++++ Data for processing ++++
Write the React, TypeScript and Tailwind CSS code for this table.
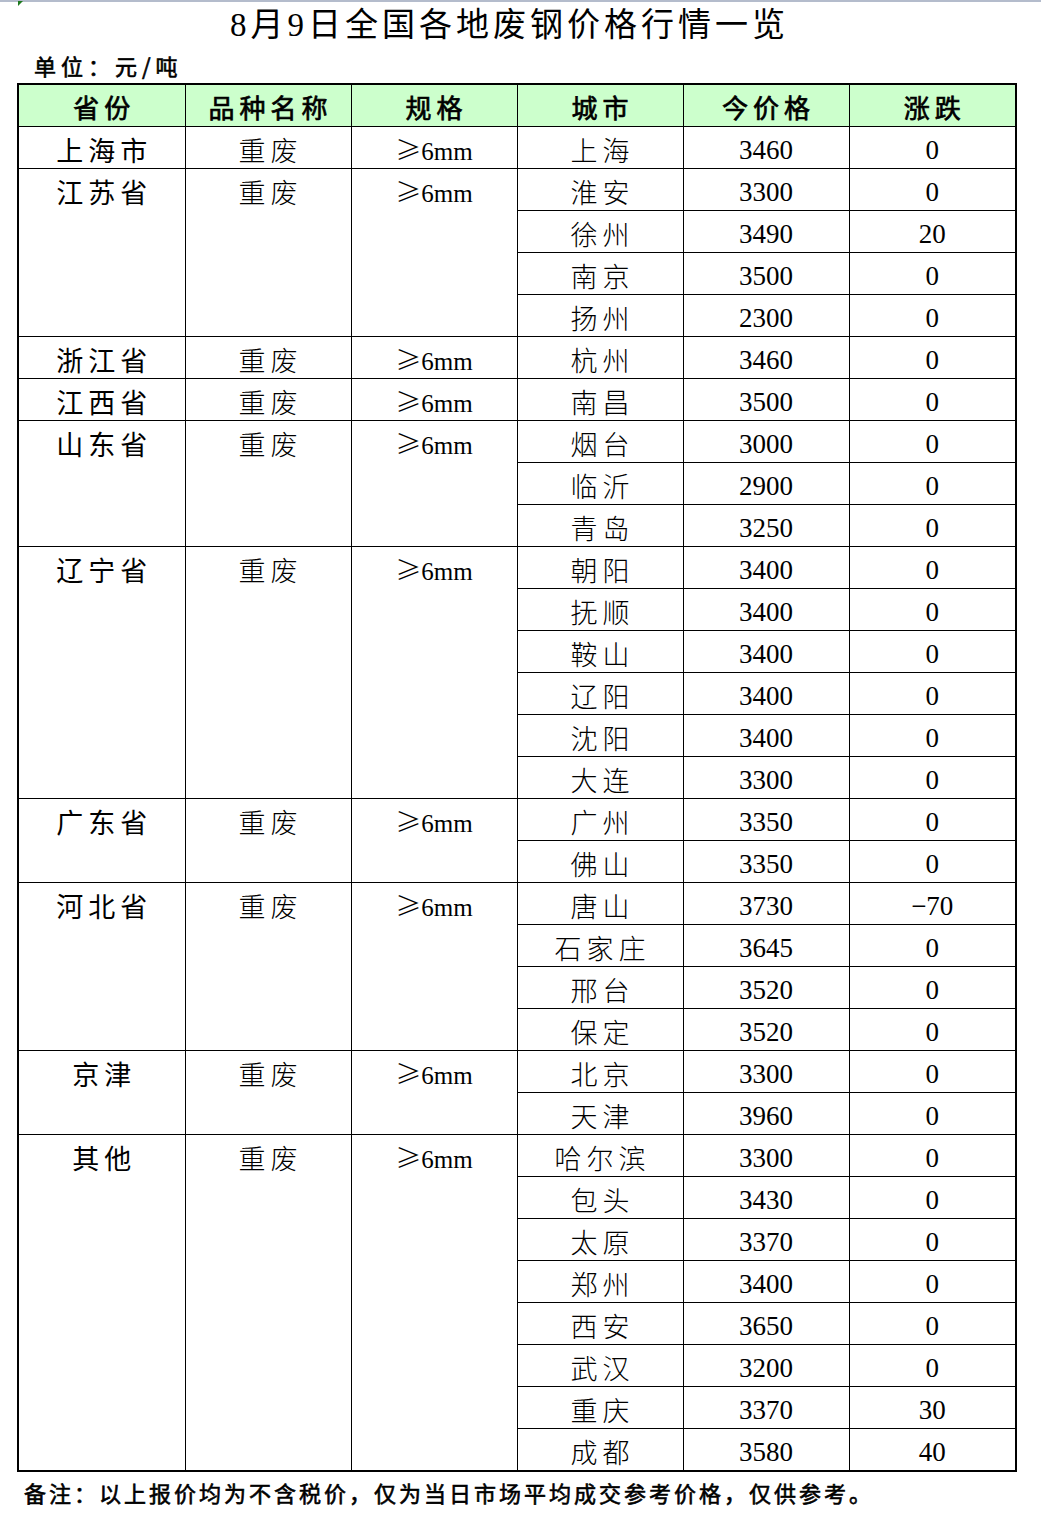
import React from "react";

type Group = {
  province: string;
  cities: [string, string, string][];
};

const groups: Group[] = [
  { province: "上海市", cities: [["上海", "3460", "0"]] },
  {
    province: "江苏省",
    cities: [
      ["淮安", "3300", "0"],
      ["徐州", "3490", "20"],
      ["南京", "3500", "0"],
      ["扬州", "2300", "0"],
    ],
  },
  { province: "浙江省", cities: [["杭州", "3460", "0"]] },
  { province: "江西省", cities: [["南昌", "3500", "0"]] },
  {
    province: "山东省",
    cities: [
      ["烟台", "3000", "0"],
      ["临沂", "2900", "0"],
      ["青岛", "3250", "0"],
    ],
  },
  {
    province: "辽宁省",
    cities: [
      ["朝阳", "3400", "0"],
      ["抚顺", "3400", "0"],
      ["鞍山", "3400", "0"],
      ["辽阳", "3400", "0"],
      ["沈阳", "3400", "0"],
      ["大连", "3300", "0"],
    ],
  },
  {
    province: "广东省",
    cities: [
      ["广州", "3350", "0"],
      ["佛山", "3350", "0"],
    ],
  },
  {
    province: "河北省",
    cities: [
      ["唐山", "3730", "-70"],
      ["石家庄", "3645", "0"],
      ["邢台", "3520", "0"],
      ["保定", "3520", "0"],
    ],
  },
  {
    province: "京津",
    cities: [
      ["北京", "3300", "0"],
      ["天津", "3960", "0"],
    ],
  },
  {
    province: "其他",
    cities: [
      ["哈尔滨", "3300", "0"],
      ["包头", "3430", "0"],
      ["太原", "3370", "0"],
      ["郑州", "3400", "0"],
      ["西安", "3650", "0"],
      ["武汉", "3200", "0"],
      ["重庆", "3370", "30"],
      ["成都", "3580", "40"],
    ],
  },
];

const headers = ["省份", "品种名称", "规格", "城市", "今价格", "涨跌"];

function Spec() {
  return (
    <span>
      <span className="font-['Noto_Sans_CJK_SC',sans-serif] text-[26px] font-light">≥</span>
      <span className="text-[25px]">6mm</span>
    </span>
  );
}

const cjk = "font-['Noto_Sans_CJK_SC',sans-serif]";

export default function App() {
  return (
    <div className="relative w-[1041px] h-[1519px] bg-white text-black font-['Liberation_Serif','Noto_Sans_CJK_SC',serif]">
      {/* excel chrome */}
      <div className="h-[2px] bg-[#b4bccc]" />
      <div className="absolute left-[18px] top-[1px] w-0 h-0 border-t-[5px] border-r-[5px] border-t-[#1f7a1f] border-r-transparent" />

      <div className="h-[46px] flex items-center justify-center pr-[22px] text-[33px] tracking-[4px] leading-none">
        8月9日全国各地废钢价格行情一览
      </div>
      <div className={`h-[35px] flex items-center pl-[34px] text-[22px] tracking-[5px] ${cjk} [-webkit-text-stroke:0.6px_black]`}>
        单位：元/吨
      </div>

      <table className="ml-[17px] w-[998px] table-fixed border-collapse border-2 border-black leading-none">
        <colgroup>
          <col className="w-[167px]" />
          <col className="w-[166px]" />
          <col className="w-[166px]" />
          <col className="w-[166px]" />
          <col className="w-[166px]" />
          <col className="w-[167px]" />
        </colgroup>
        <thead>
          <tr className="bg-[#ccffcc]">
            {headers.map((h) => (
              <th key={h} className="border border-black p-0 font-normal">
                <div className={`h-[41px] pt-[3px] pl-[5px] flex items-center justify-center text-[26px] tracking-[5px] ${cjk} [-webkit-text-stroke:0.7px_black]`}>
                  {h}
                </div>
              </th>
            ))}
          </tr>
        </thead>
        <tbody>
          {groups.map((g) =>
            g.cities.map((c, i) => (
              <tr key={g.province + c[0]}>
                {i === 0 && (
                  <>
                    <td rowSpan={g.cities.length} className="border border-black p-0 align-top">
                      <div className={`h-[41px] pt-[3px] pl-[5px] flex items-center justify-center text-[27px] tracking-[5px] ${cjk}`}>
                        {g.province}
                      </div>
                    </td>
                    <td rowSpan={g.cities.length} className="border border-black p-0 align-top">
                      <div className={`h-[41px] pt-[3px] pl-[5px] flex items-center justify-center text-[27px] font-light tracking-[5px] ${cjk}`}>
                        重废
                      </div>
                    </td>
                    <td rowSpan={g.cities.length} className="border border-black p-0 align-top">
                      <div className="h-[41px] pt-[5px] flex items-center justify-center">
                        <Spec />
                      </div>
                    </td>
                  </>
                )}
                <td className="border border-black p-0">
                  <div className={`h-[41px] pt-[3px] pl-[5px] flex items-center justify-center text-[27px] font-light tracking-[5px] ${cjk}`}>
                    {c[0]}
                  </div>
                </td>
                <td className="border border-black p-0">
                  <div className="h-[41px] pt-[5px] flex items-center justify-center text-[27px]">{c[1]}</div>
                </td>
                <td className="border border-black p-0">
                  <div className="h-[41px] pt-[5px] flex items-center justify-center text-[27px]">
                    {c[2].startsWith("-") ? "−" + c[2].slice(1) : c[2]}
                  </div>
                </td>
              </tr>
            ))
          )}
        </tbody>
      </table>

      <div className={`h-[40px] flex items-center pl-[24px] text-[22px] tracking-[3px] ${cjk} [-webkit-text-stroke:0.6px_black]`}>
        备注：以上报价均为不含税价，仅为当日市场平均成交参考价格，仅供参考。
      </div>
    </div>
  );
}
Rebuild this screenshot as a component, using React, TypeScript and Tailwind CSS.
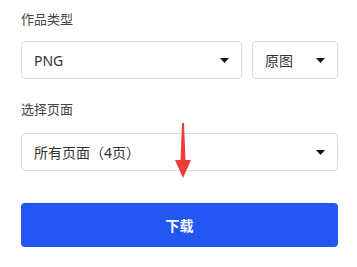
import { ReactNode } from 'react';

function Caret() {
  return (
    <svg width="9" height="5" viewBox="0 0 9 5" className="shrink-0">
      <polygon points="0,0 9,0 4.5,5" fill="#111" />
    </svg>
  );
}

function SelectBox({ children, className }: { children: ReactNode; className?: string }) {
  return (
    <div
      className={
        'flex h-[38px] items-center justify-between rounded-[4px] border border-[#dcdcdc] bg-white pl-[12px] pr-[12px] text-[14px] text-[#333] ' +
        (className ?? '')
      }
    >
      <span>{children}</span>
      <Caret />
    </div>
  );
}

export default function App() {
  return (
    <div
      className="relative h-[267px] w-[357px] bg-white px-[21px] pt-[9px] pr-[19px]"
      style={{ fontFamily: '"Noto Sans", "Noto Sans CJK SC", sans-serif' }}
    >
      {/* 作品类型 */}
      <div className="h-[20px] text-[13px] leading-[20px] text-[#444]">作品类型</div>
      <div className="mt-[12px] flex gap-[10px]">
        <SelectBox className="w-[221px]">PNG</SelectBox>
        <SelectBox className="flex-1">原图</SelectBox>
      </div>

      {/* 选择页面 */}
      <div className="mt-[20px] h-[20px] text-[13px] leading-[20px] text-[#444]">选择页面</div>
      <SelectBox className="mt-[14px]">所有页面（4页）</SelectBox>

      <button className="mt-[32px] flex h-[44px] w-full items-center justify-center rounded-[4px] bg-[#2456f4] text-[14px] font-bold text-white">
        下载
      </button>

      {/* 标注箭头 */}
      <svg
        className="pointer-events-none absolute left-[174px] top-[123px]"
        width="18"
        height="56"
        viewBox="0 0 18 56"
      >
        <polygon points="8,0 10,0 11.5,37 17,37 9,55 1,37 6.5,37" fill="#f03b3b" />
      </svg>
    </div>
  );
}
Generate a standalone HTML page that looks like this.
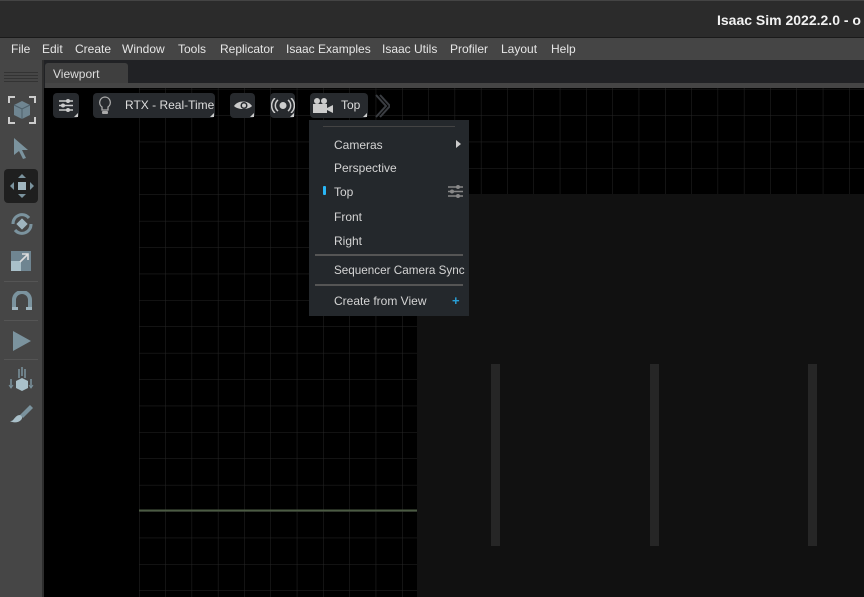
++++
Short exercise: Copy out the records above in full, exactly as written, but not the pictures.

Answer in full:
Write the React, TypeScript and Tailwind CSS code for this table.
import React from "react";

type Group = {
  province: string;
  cities: [string, string, string][];
};

const groups: Group[] = [
  { province: "上海市", cities: [["上海", "3460", "0"]] },
  {
    province: "江苏省",
    cities: [
      ["淮安", "3300", "0"],
      ["徐州", "3490", "20"],
      ["南京", "3500", "0"],
      ["扬州", "2300", "0"],
    ],
  },
  { province: "浙江省", cities: [["杭州", "3460", "0"]] },
  { province: "江西省", cities: [["南昌", "3500", "0"]] },
  {
    province: "山东省",
    cities: [
      ["烟台", "3000", "0"],
      ["临沂", "2900", "0"],
      ["青岛", "3250", "0"],
    ],
  },
  {
    province: "辽宁省",
    cities: [
      ["朝阳", "3400", "0"],
      ["抚顺", "3400", "0"],
      ["鞍山", "3400", "0"],
      ["辽阳", "3400", "0"],
      ["沈阳", "3400", "0"],
      ["大连", "3300", "0"],
    ],
  },
  {
    province: "广东省",
    cities: [
      ["广州", "3350", "0"],
      ["佛山", "3350", "0"],
    ],
  },
  {
    province: "河北省",
    cities: [
      ["唐山", "3730", "-70"],
      ["石家庄", "3645", "0"],
      ["邢台", "3520", "0"],
      ["保定", "3520", "0"],
    ],
  },
  {
    province: "京津",
    cities: [
      ["北京", "3300", "0"],
      ["天津", "3960", "0"],
    ],
  },
  {
    province: "其他",
    cities: [
      ["哈尔滨", "3300", "0"],
      ["包头", "3430", "0"],
      ["太原", "3370", "0"],
      ["郑州", "3400", "0"],
      ["西安", "3650", "0"],
      ["武汉", "3200", "0"],
      ["重庆", "3370", "30"],
      ["成都", "3580", "40"],
    ],
  },
];

const headers = ["省份", "品种名称", "规格", "城市", "今价格", "涨跌"];

function Spec() {
  return (
    <span>
      <span className="font-['Noto_Sans_CJK_SC',sans-serif] text-[26px] font-light">≥</span>
      <span className="text-[25px]">6mm</span>
    </span>
  );
}

const cjk = "font-['Noto_Sans_CJK_SC',sans-serif]";

export default function App() {
  return (
    <div className="relative w-[1041px] h-[1519px] bg-white text-black font-['Liberation_Serif','Noto_Sans_CJK_SC',serif]">
      {/* excel chrome */}
      <div className="h-[2px] bg-[#b4bccc]" />
      <div className="absolute left-[18px] top-[1px] w-0 h-0 border-t-[5px] border-r-[5px] border-t-[#1f7a1f] border-r-transparent" />

      <div className="h-[46px] flex items-center justify-center pr-[22px] text-[33px] tracking-[4px] leading-none">
        8月9日全国各地废钢价格行情一览
      </div>
      <div className={`h-[35px] flex items-center pl-[34px] text-[22px] tracking-[5px] ${cjk} [-webkit-text-stroke:0.6px_black]`}>
        单位：元/吨
      </div>

      <table className="ml-[17px] w-[998px] table-fixed border-collapse border-2 border-black leading-none">
        <colgroup>
          <col className="w-[167px]" />
          <col className="w-[166px]" />
          <col className="w-[166px]" />
          <col className="w-[166px]" />
          <col className="w-[166px]" />
          <col className="w-[167px]" />
        </colgroup>
        <thead>
          <tr className="bg-[#ccffcc]">
            {headers.map((h) => (
              <th key={h} className="border border-black p-0 font-normal">
                <div className={`h-[41px] pt-[3px] pl-[5px] flex items-center justify-center text-[26px] tracking-[5px] ${cjk} [-webkit-text-stroke:0.7px_black]`}>
                  {h}
                </div>
              </th>
            ))}
          </tr>
        </thead>
        <tbody>
          {groups.map((g) =>
            g.cities.map((c, i) => (
              <tr key={g.province + c[0]}>
                {i === 0 && (
                  <>
                    <td rowSpan={g.cities.length} className="border border-black p-0 align-top">
                      <div className={`h-[41px] pt-[3px] pl-[5px] flex items-center justify-center text-[27px] tracking-[5px] ${cjk}`}>
                        {g.province}
                      </div>
                    </td>
                    <td rowSpan={g.cities.length} className="border border-black p-0 align-top">
                      <div className={`h-[41px] pt-[3px] pl-[5px] flex items-center justify-center text-[27px] font-light tracking-[5px] ${cjk}`}>
                        重废
                      </div>
                    </td>
                    <td rowSpan={g.cities.length} className="border border-black p-0 align-top">
                      <div className="h-[41px] pt-[5px] flex items-center justify-center">
                        <Spec />
                      </div>
                    </td>
                  </>
                )}
                <td className="border border-black p-0">
                  <div className={`h-[41px] pt-[3px] pl-[5px] flex items-center justify-center text-[27px] font-light tracking-[5px] ${cjk}`}>
                    {c[0]}
                  </div>
                </td>
                <td className="border border-black p-0">
                  <div className="h-[41px] pt-[5px] flex items-center justify-center text-[27px]">{c[1]}</div>
                </td>
                <td className="border border-black p-0">
                  <div className="h-[41px] pt-[5px] flex items-center justify-center text-[27px]">
                    {c[2].startsWith("-") ? "−" + c[2].slice(1) : c[2]}
                  </div>
                </td>
              </tr>
            ))
          )}
        </tbody>
      </table>

      <div className={`h-[40px] flex items-center pl-[24px] text-[22px] tracking-[3px] ${cjk} [-webkit-text-stroke:0.6px_black]`}>
        备注：以上报价均为不含税价，仅为当日市场平均成交参考价格，仅供参考。
      </div>
    </div>
  );
}
Rebuild this screenshot as a component, using React, TypeScript and Tailwind CSS.
import { ReactNode } from 'react';

function Caret() {
  return (
    <svg width="9" height="5" viewBox="0 0 9 5" className="shrink-0">
      <polygon points="0,0 9,0 4.5,5" fill="#111" />
    </svg>
  );
}

function SelectBox({ children, className }: { children: ReactNode; className?: string }) {
  return (
    <div
      className={
        'flex h-[38px] items-center justify-between rounded-[4px] border border-[#dcdcdc] bg-white pl-[12px] pr-[12px] text-[14px] text-[#333] ' +
        (className ?? '')
      }
    >
      <span>{children}</span>
      <Caret />
    </div>
  );
}

export default function App() {
  return (
    <div
      className="relative h-[267px] w-[357px] bg-white px-[21px] pt-[9px] pr-[19px]"
      style={{ fontFamily: '"Noto Sans", "Noto Sans CJK SC", sans-serif' }}
    >
      {/* 作品类型 */}
      <div className="h-[20px] text-[13px] leading-[20px] text-[#444]">作品类型</div>
      <div className="mt-[12px] flex gap-[10px]">
        <SelectBox className="w-[221px]">PNG</SelectBox>
        <SelectBox className="flex-1">原图</SelectBox>
      </div>

      {/* 选择页面 */}
      <div className="mt-[20px] h-[20px] text-[13px] leading-[20px] text-[#444]">选择页面</div>
      <SelectBox className="mt-[14px]">所有页面（4页）</SelectBox>

      <button className="mt-[32px] flex h-[44px] w-full items-center justify-center rounded-[4px] bg-[#2456f4] text-[14px] font-bold text-white">
        下载
      </button>

      {/* 标注箭头 */}
      <svg
        className="pointer-events-none absolute left-[174px] top-[123px]"
        width="18"
        height="56"
        viewBox="0 0 18 56"
      >
        <polygon points="8,0 10,0 11.5,37 17,37 9,55 1,37 6.5,37" fill="#f03b3b" />
      </svg>
    </div>
  );
}
Generate a standalone HTML page that looks like this.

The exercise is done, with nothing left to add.